Does an average call take 15 minutes, or is it done in an hour? How long did it take for a customer to decide to purchase your products from the first time they interacted with your brand?
Great customer journey maps recognize the importance of time in the customer experience. They build solutions with these considerations in mind.
10. Ditch the Powerpoint
The overarching story that a customer journey map is telling should be obvious at first glance. An effective map, however, should also be designed to be studied with its nuances revealed once poured over.
Unfortunately, too many people make the mistake of creating a customer journey map for the sole purpose of presenting them on a screen. They would support this with bullet points about the information the map holds. Customer journey maps should exceed these norms.
A customer journey map that truly holds customer lifetime value should allow you to dive deeper into the story.
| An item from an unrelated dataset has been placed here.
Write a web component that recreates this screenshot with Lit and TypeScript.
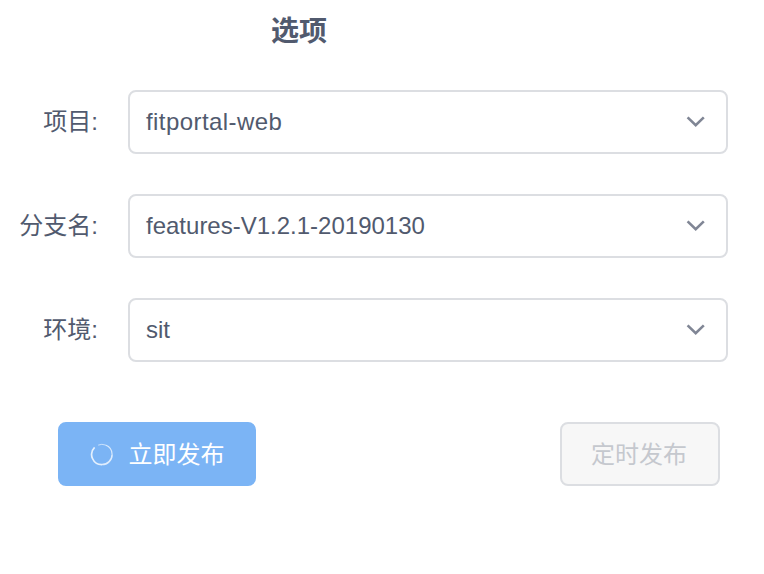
import { LitElement, html, css } from "lit";
import { customElement, property } from "lit/decorators.js";

@customElement("select-field")
class SelectField extends LitElement {
  @property() label = "";
  @property() value = "";

  static styles = css`
    :host {
      display: flex;
      align-items: center;
      height: 64px;
    }
    .label {
      width: 98px;
      margin-right: 30px;
      text-align: right;
      white-space: nowrap;
    }
    .box {
      box-sizing: border-box;
      width: 600px;
      height: 64px;
      padding: 0 20px 0 16px;
      border: 2px solid #dcdee2;
      border-radius: 8px;
      background: #fff;
      display: flex;
      align-items: center;
      justify-content: space-between;
    }
    .value {
      letter-spacing: var(--value-spacing, 0);
    }
    svg {
      display: block;
      width: 20px;
      height: 14px;
    }
  `;

  render() {
    return html`
      <span class="label">${this.label}:</span>
      <div class="box">
        <span class="value">${this.value}</span>
        <svg viewBox="0 0 20 14" fill="none" stroke="#808695" stroke-width="2.6">
          <path d="M1.6 2.4 L9.7 10.3 L17.8 2.4" />
        </svg>
      </div>
    `;
  }
}

@customElement("app-root")
class AppRoot extends LitElement {
  static styles = css`
    :host {
      display: block;
      box-sizing: border-box;
      width: 764px;
      height: 574px;
      background: #fff;
      color: #515a6e;
      font: 24px/36px "Liberation Sans", "Noto Sans CJK SC", sans-serif;
    }
    h1 {
      margin: 0;
      width: 598px;
      height: 90px;
      box-sizing: border-box;
      padding-top: 11px;
      font-size: 28px;
      line-height: 42px;
      font-weight: 700;
      text-align: center;
    }
    .fields {
      display: flex;
      flex-direction: column;
      gap: 40px;
    }
    .project {
      --value-spacing: 0.42px;
    }
    .actions {
      display: flex;
      justify-content: space-between;
      margin: 60px 44px 0 58px;
    }
    button {
      box-sizing: border-box;
      height: 64px;
      padding: 0;
      border: 2px solid #dcdee2;
      border-radius: 8px;
      font: inherit;
      display: flex;
      align-items: center;
      justify-content: center;
    }
    .publish {
      width: 198px;
      color: #fff;
      background: #7bb4f5;
      border-color: #7bb4f5;
      gap: 15px;
    }
    .schedule {
      width: 160px;
      padding-right: 2px;
      color: #c5c8ce;
      background: #f7f7f7;
    }
    .text {
      padding-top: 1px;
    }
    svg {
      display: block;
      width: 24px;
      height: 24px;
    }
  `;

  render() {
    return html`
      <h1>选项</h1>
      <div class="fields">
        <select-field class="project" label="项目" value="fitportal-web"></select-field>
        <select-field label="分支名" value="features-V1.2.1-20190130"></select-field>
        <select-field label="环境" value="sit"></select-field>
      </div>
      <div class="actions">
        <button class="publish">
          <svg viewBox="0 0 24 24" fill="none" stroke="#fff">
            <path d="M4.6 5.4 A10.1 10.1 0 0 0 12 22.6" stroke-width="1.7" stroke-opacity=".8" />
            <path d="M12 22.6 A10.1 10.1 0 0 0 22.1 12.5" stroke-width="1.5" stroke-opacity=".75" />
            <path d="M22.1 12.5 A10.1 10.1 0 0 0 15.5 3" stroke-width="1.2" stroke-opacity=".7" />
            <path d="M15.5 3 A10.1 10.1 0 0 0 8.2 3.1" stroke-width=".9" stroke-opacity=".65" />
          </svg>
          <span class="text">立即发布</span>
        </button>
        <button class="schedule" disabled><span class="text">定时发布</span></button>
      </div>
    `;
  }
}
It should be rich in detail as it conveys freely, clearly, and effectively the entire customer journey and experience.
If possible, you can even weave the words of your clients in the map. Add in what they actually said about the experience. This'll help add dimensions into the map and help your stakeholders relate to the story better.
Final Thoughts
The success of your business depends on your ability to give customers what they need and want. Your ability to do this will be influenced by how much you understand their journey. Creating a customer journey map is the first step in achieving this goal.
Following these tips will help you create a customer journey map that's both informative and visually appealing. It'll help you communicate the story of your customers’ experience better, allowing you to improve your processes accordingly. Furthermore, you can ensure that every stage of the customers’ journey is smooth and their experiences are optimized.